Rows from a dataset of pages and code
/---
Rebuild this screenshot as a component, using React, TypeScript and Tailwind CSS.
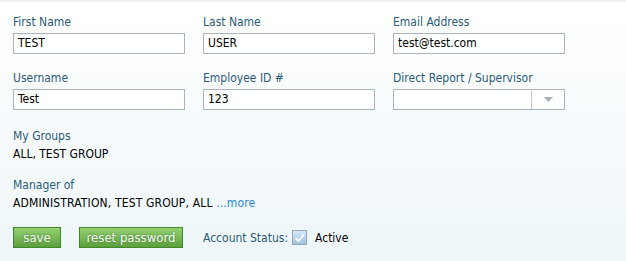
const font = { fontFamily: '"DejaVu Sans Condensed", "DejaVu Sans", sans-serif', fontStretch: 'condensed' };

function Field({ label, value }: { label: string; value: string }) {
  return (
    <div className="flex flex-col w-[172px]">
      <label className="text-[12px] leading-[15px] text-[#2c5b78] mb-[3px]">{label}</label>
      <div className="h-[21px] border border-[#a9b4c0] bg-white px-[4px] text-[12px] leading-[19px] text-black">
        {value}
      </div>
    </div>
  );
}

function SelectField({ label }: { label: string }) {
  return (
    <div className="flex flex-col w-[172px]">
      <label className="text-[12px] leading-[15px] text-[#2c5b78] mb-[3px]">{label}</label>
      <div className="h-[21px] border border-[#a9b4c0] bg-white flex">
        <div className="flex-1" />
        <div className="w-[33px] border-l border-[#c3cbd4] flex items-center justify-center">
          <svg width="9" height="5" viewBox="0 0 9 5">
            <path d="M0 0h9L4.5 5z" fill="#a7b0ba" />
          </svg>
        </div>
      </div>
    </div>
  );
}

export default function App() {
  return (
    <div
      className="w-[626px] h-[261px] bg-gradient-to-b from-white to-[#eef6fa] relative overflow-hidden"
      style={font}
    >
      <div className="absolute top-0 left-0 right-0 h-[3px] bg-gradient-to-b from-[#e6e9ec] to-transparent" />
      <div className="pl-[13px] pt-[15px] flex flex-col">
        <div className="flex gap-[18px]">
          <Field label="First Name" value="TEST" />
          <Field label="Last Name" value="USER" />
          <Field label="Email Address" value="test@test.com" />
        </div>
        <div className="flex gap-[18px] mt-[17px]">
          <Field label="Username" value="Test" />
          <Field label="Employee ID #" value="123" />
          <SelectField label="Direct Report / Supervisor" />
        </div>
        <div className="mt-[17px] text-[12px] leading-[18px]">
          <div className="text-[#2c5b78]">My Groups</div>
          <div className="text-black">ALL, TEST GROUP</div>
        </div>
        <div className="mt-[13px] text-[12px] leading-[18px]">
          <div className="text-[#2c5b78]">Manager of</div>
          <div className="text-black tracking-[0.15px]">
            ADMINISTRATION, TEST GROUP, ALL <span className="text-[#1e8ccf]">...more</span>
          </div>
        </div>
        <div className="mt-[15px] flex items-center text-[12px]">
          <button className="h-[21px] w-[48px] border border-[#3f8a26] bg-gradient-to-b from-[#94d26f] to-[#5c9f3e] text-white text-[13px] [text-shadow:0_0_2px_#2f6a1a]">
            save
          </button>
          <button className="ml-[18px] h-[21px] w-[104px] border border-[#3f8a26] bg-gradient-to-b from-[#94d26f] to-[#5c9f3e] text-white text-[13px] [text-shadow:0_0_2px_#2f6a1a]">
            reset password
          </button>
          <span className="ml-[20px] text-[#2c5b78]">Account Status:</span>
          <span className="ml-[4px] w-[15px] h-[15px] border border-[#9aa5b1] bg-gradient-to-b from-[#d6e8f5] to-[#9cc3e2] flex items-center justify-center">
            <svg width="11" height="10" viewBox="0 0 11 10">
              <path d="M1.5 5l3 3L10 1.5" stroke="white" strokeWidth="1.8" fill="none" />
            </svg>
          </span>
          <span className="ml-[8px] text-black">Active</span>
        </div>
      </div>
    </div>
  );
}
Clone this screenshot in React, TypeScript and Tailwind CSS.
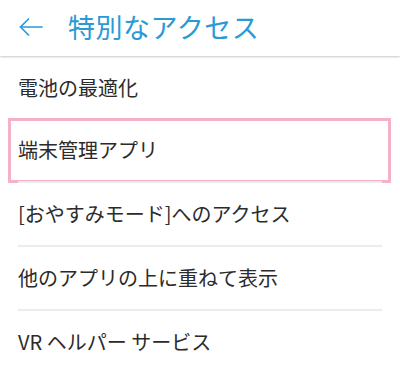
\---
◆ EXERCISE
Print exactly the first line of the entries and every line after it through the one that contains "sans-serif', fontStretch: 'condensed'", leaving the pictures out.

◆ ANSWER
Rebuild this screenshot as a component, using React, TypeScript and Tailwind CSS.
const font = { fontFamily: '"DejaVu Sans Condensed", "DejaVu Sans", sans-serif', fontStretch: 'condensed' };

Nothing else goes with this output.